Intanto Marchionne entrava alla Fiat da carneade svizzero-canadese e nel giro di pochi mesi risolveva il problema del rapporto con la General Motors riuscendo, in un sol colpo, a incassare 2 miliardi di dollari e a divorziare con l’ingombrante socio Usa. Da lì in poi è stato un crescendo di successi industriali, conditi da una cultura calvinista del lavoro che ha introdotto - tra l’altro - un clima nuovo nelle fabbriche e negli uffici del Lingotto. Con la conflittualità sindacale ai minimi storici e la teorizzazione della «responsabilità sociale dell’impresa» espressa dalla prima pagina del Corriere. (Dal capitale del quale, a differenza di Profumo, Marchionne si guarda bene dall’andarsene).
Ma è bastato che il vento del «loro» stesso mercato girasse un po’, per rendere deboli tutte le certezze dei due campioni e per svelare che di fronte alle bizze dei listini non c’è difesa. La crisi dei subprime ha colpito Profumo nel cuore della sua creatura, Unicredit, proprio quando questa stava cambiando: con l’acquisizione di Capitalia il gruppo si è trovato ad essere un po’ più provinciale, essendo però nello stesso tempo il più internazionale degli istituti italiani. E, come tale, il più esposto alle distorsioni della globalizzazone. Risultato: ha pagato dazio sia per un verso, sia per l’altro. Senza, in verità, aver subito particolari perdite. Marchionne, invece, aveva appena finito di immaginare la Fiat come «la Apple delle auto» quando sul mercato mondiale del settore si trasmettevano a loro volta le paure di recessione indotte dalla crisi finanziaria. E a quel punto è bastato rivedere al rialzo gli obiettivi 2007, ma non quelli del 2008 per far girare il vento e il consenso degli analisti, a velocità uguale, ma contraria.

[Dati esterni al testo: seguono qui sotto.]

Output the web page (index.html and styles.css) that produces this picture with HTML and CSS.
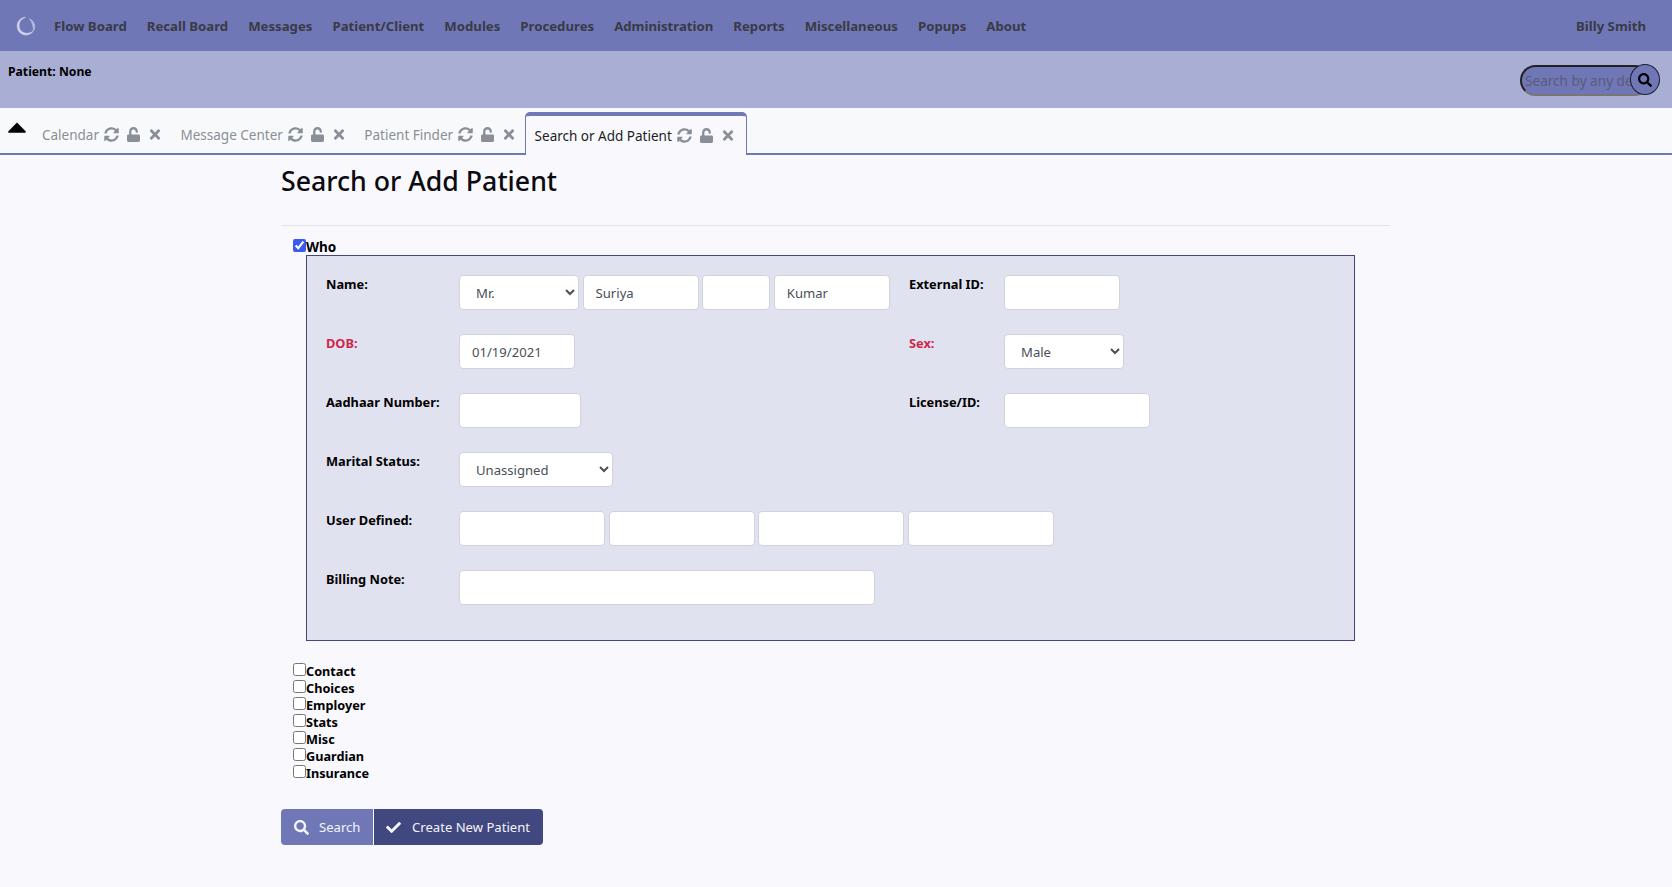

Oggi, paradossalmente, i due top manager sono alla mercé di un mercato che è tanto onesto nel riconoscere merito a chi lavora con l’unico obiettivo della creazione di valore, quanto ingeneroso nello scontare fino all’osso ogni possibile criticità presente e, soprattutto, futura. Rendendo difficile qualsiasi difesa. Per questo Marchionne fa oggi più fatica a spiegare il calo da 24 a 16 euro, che non il precedente balzo da 4 a 24, e incassa il declassamento di Goldman Sachs.

Mentre Profumo non si sa con quale umore abbia appreso, l’altro giorno, la mossa degli analisti di Citi. Che hanno tolto Unicredit dalla loro «buy list» bancaria per inserirci Intesa Sanapaolo. Oltre al danno, la beffa.